Source code for mkpy.io.mkh5eeglab

# Authors: Thomas P. Urbach
#
# License: BSD (3-clause)
#
# to_set based on https://github.com/cbrnr/mnelab/blob/main/mnelab/io/writers.py
# Authors: Clemens Brunner <clemens.brunner@gmail.com>
# License: BSD (3-clause)

import re
import json
import numpy as np

# from numpy.core.records import fromarrays
import pandas as pd
from scipy.io import savemat
from mne import pick_types
from mne.io.constants import FIFF
from mkpy.io import mkh5mne


[docs]def mkh5raw_to_set(mkh5raw, fname, epochs_name=None, return_eeglab_events=False):
    """Export mkh5raw EEG, channel, and event data to an EEGLAB .set file.
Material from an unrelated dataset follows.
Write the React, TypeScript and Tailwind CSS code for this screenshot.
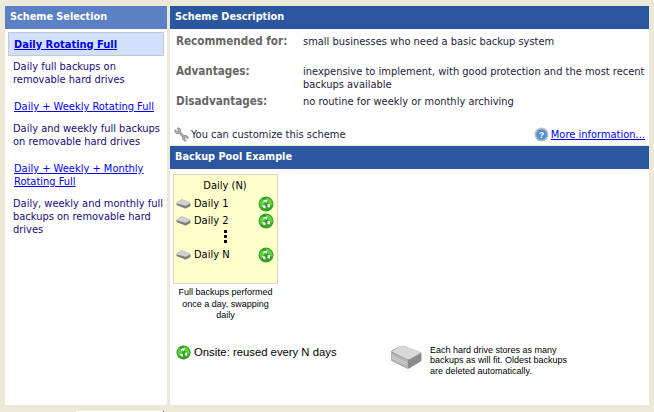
import React from 'react';

function Recycle({ size = 16 }: { size?: number }) {
  return (
    <svg width={size} height={size} viewBox="0 0 16 16" className="shrink-0">
      <circle cx="8" cy="8" r="7.5" fill="#35a024" />
      <path d="M8 1.5 A6.5 6.5 0 0 1 14 10 L10.5 8 Z" fill="#5fcf3f" />
      <path d="M3 12 A6.5 6.5 0 0 1 4 3 L7 7 Z" fill="#5fcf3f" />
      <path d="M5.5 4 L9.5 3.5 L8.5 7 L7 5.5 L5.5 7 Z" fill="#fff" />
      <path d="M12 8 L12 11.5 L9 11 L10 9.5 L9 8.5 Z" fill="#fff" />
      <path d="M4 9.5 L6.5 9 L7.5 10.5 L7.5 12.5 L5.5 12 Z" fill="#fff" />
    </svg>
  );
}

function Drive() {
  return (
    <svg width="15" height="10" viewBox="0 0 15 10" className="shrink-0">
      <path d="M0.5 4 Q1 3 2 2.5 L5 0.8 Q6 0.3 7 0.7 L13.5 3.5 Q14.5 4 14.5 5 L14.5 6.5 Q14.5 7 14 7.3 L10.5 9.2 Q9.5 9.7 8.5 9.3 L1 6.2 Q0.5 6 0.5 5.5 Z" fill="#7e7e7e" />
      <path d="M0.5 4 Q1 3 2 2.5 L5 0.8 Q6 0.3 7 0.7 L13.5 3.5 Q14.5 4 13.5 4.7 L10.5 6.5 Q9.5 7 8.5 6.6 L1 4.6 Z" fill="#d0d0d0" />
    </svg>
  );
}

function BigDrive() {
  return (
    <svg width="32" height="24" viewBox="0 0 32 24" className="shrink-0">
      <path d="M1 7 Q1 5.5 2.5 5 L11 1 Q12.5 0.5 14 1 L30 7 Q31.5 7.5 31.5 9 L31.5 15 Q31.5 16 30.5 16.5 L20 23 Q18.5 24 17 23.5 L2 16 Q1 15.5 1 14.5 Z" fill="#8c8c8c" />
      <path d="M1.5 6.5 L11 1 Q12.5 0.5 14 1 L30 7 Q31 7.5 30 8.5 L20 14 Q18.5 14.5 17 14 Z" fill="#d8d8d8" />
      <path d="M1 7 L18 14.5 L18 23.5 L2 16 Q1 15.5 1 14.5 Z" fill="#b4b4b4" />
      <path d="M2 11 L17 18 M2 13 L17 20" stroke="#e2e2e2" strokeWidth="0.7" />
    </svg>
  );
}

function Wrench() {
  return (
    <svg width="15" height="15" viewBox="0 0 15 15" className="shrink-0">
      <path d="M1 2.5 L3 4.5 L4.5 3.5 L3 1 L5 0.8 L6.8 2.5 L6.5 5 L10 8.5 L12.5 8.2 L14.3 10 L14 12 L11.8 10.5 L10.5 11.8 L12.5 14 L10.5 14 L8.5 12.2 L8.5 10 L5 6.5 L2.5 6.7 L0.8 5 Z" fill="#a5a5a5" stroke="#737373" strokeWidth="0.5" />
    </svg>
  );
}

function Help() {
  return (
    <svg width="15" height="15" viewBox="0 0 15 15" className="shrink-0">
      <circle cx="7.5" cy="7.5" r="7" fill="#b9bec6" />
      <circle cx="7.5" cy="7.5" r="5.3" fill="#4f8fd6" />
      <text x="7.5" y="11" fontSize="9" fontWeight="700" textAnchor="middle" fill="#fff" fontFamily="Liberation Sans, sans-serif">?</text>
    </svg>
  );
}

const schemes = [
  { title: 'Daily + Weekly Rotating Full', desc: 'Daily and weekly full backups on removable hard drives' },
  { title: 'Daily + Weekly + Monthly Rotating Full', desc: 'Daily, weekly and monthly full backups on removable hard drives' },
];

const rows = [
  { label: 'Recommended for:', text: 'small businesses who need a basic backup system' },
  { label: 'Advantages:', text: 'inexpensive to implement, with good protection and the most recent backups available' },
  { label: 'Disadvantages:', text: 'no routine for weekly or monthly archiving' },
];

function Header({ children, light }: { children: React.ReactNode; light?: boolean }) {
  return (
    <div className={`h-[23px] flex items-center pb-[2px] px-[5px] text-white font-bold text-[10.8px] ${light ? 'bg-[#5b81c4]' : 'bg-[#2b579e]'}`}>
      {children}
    </div>
  );
}

export default function App() {
  return (
    <div className="relative w-[654px] h-[412px] overflow-hidden bg-[#ece9d8] pt-[6px] pb-[7px] pl-[5px] pr-[5px] flex gap-[3px] text-[11px] leading-[13px] text-black font-['DejaVu_Sans_Condensed','DejaVu_Sans',sans-serif]">
      <div className="w-[162px] shrink-0 bg-white flex flex-col">
        <Header light>Scheme Selection</Header>
        <div className="px-[3px] pt-[3px]">
          <div className="h-[24px] bg-[#d3e0fb] border border-[#c3c7d0] px-[5px] flex items-center font-bold text-[#0000ee] underline">Daily Rotating Full</div>
          <p className="pl-[5px] mt-[4px] text-[#1a0a78]">Daily full backups on<br />removable hard drives</p>
          {schemes.map((s) => (
            <div key={s.title} className="mt-[14px] pl-[6px]">
              <a className="text-[#0000ee] underline block">{s.title}</a>
              <p className="text-[#1a0a78] mt-[9px] -ml-[1px]">{s.desc}</p>
            </div>
          ))}
        </div>
      </div>
      <div className="flex-1 min-w-0 flex flex-col bg-white">
        <Header>Scheme Description</Header>
        <div className="h-[116px] flex flex-col px-[6px] pt-[6px]">
          {rows.map((r) => (
            <div key={r.label} className="flex h-[30px]">
              <div className="w-[127px] shrink-0 font-bold text-[11.6px] text-[#666]">{r.label}</div>
              <div className="w-[345px] shrink-0 text-[#1c1c3a]">{r.text}</div>
            </div>
          ))}
          <div className="mt-auto mb-[3px] flex items-center justify-between -mr-[2px] -ml-[2px]">
            <div className="flex items-center gap-[2px] text-[#1c1c3a]"><Wrench /> You can customize this scheme</div>
            <div className="flex items-center gap-[2px]"><Help /><a className="text-[#0000ee] underline">More information...</a></div>
          </div>
        </div>
        <div className="h-[1px] bg-[#ece9d8]" />
        <Header>Backup Pool Example</Header>
        <div className="flex-1 px-[3px] pt-[5px]">
          <div className="w-[105px]">
            <div className="h-[110px] bg-[#ffffcc] border border-[#d9d9c0] pl-[2px] pr-[3px] pt-[4px]">
              <div className="text-center">Daily (N)</div>
              <div className="mt-[3px] flex items-center h-[17px] gap-[3px]"><Drive /><span className="flex-1">Daily 1</span><Recycle /></div>
              <div className="flex items-center h-[17px] gap-[3px]"><Drive /><span className="flex-1">Daily 2</span><Recycle /></div>
              <div className="flex flex-col items-center gap-[2px] mt-[1px] pb-[3px]">
                <i className="w-[3px] h-[3px] bg-black" /><i className="w-[3px] h-[3px] bg-black" /><i className="w-[3px] h-[3px] bg-black" />
              </div>
              <div className="flex items-center h-[17px] gap-[3px]"><Drive /><span className="flex-1">Daily N</span><Recycle /></div>
            </div>
            <div className="mt-[3px] text-center text-[9px] leading-[11.5px] font-['Liberation_Sans',sans-serif]">Full backups performed once a day, swapping daily</div>
          </div>
          <div className="mt-[23px] flex items-start">
            <div className="w-[217px] flex items-center gap-[3px] pl-[3px] text-[11.3px] font-['Liberation_Sans',sans-serif]"><Recycle size={15} /> Onsite: reused every N days</div>
            <div className="flex gap-[8px]">
              <BigDrive />
              <div className="text-[9px] leading-[10.5px] w-[145px] font-['Liberation_Sans',sans-serif]">Each hard drive stores as many backups as will fit. Oldest backups are deleted automatically.</div>
            </div>
          </div>
        </div>
      </div>
      <div className="absolute left-[76px] bottom-0 w-[88px] h-[1px] bg-white border-r border-[#444]" />
    </div>
  );
}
    Export an mkh5mne.Mkh5Raw instance in memory to an EEGLAB .set
    file. The log events are stored in EEG.events and EEG.urevents and
    any mne.Annotations including garv artifacts are stored there as
    boundary events.  . If `epochs_name` is provided, the mkh5 codemap
    tags for those events are exported as well. Channel locations are
    converted to EEGLAB defaults.

    Parameters
    ----------
    mkh5raw : mkh5mne.Mkh5Raw instance
       As returned by mkh5mne.from_mkh5(), see
       :py:func:`.mkh5mne.from_mkhg` docs for usage.

    fname : str
       Path to the EEGLAB set file to create.

    epochs_name : str, optional
       Include event tags from the named mkh5 epochs table in EEGLAB
       .set events. Defaults to None.

    return_eeglab_events : bool
       If true, also returns the event information injected into the EEGLAB .set file.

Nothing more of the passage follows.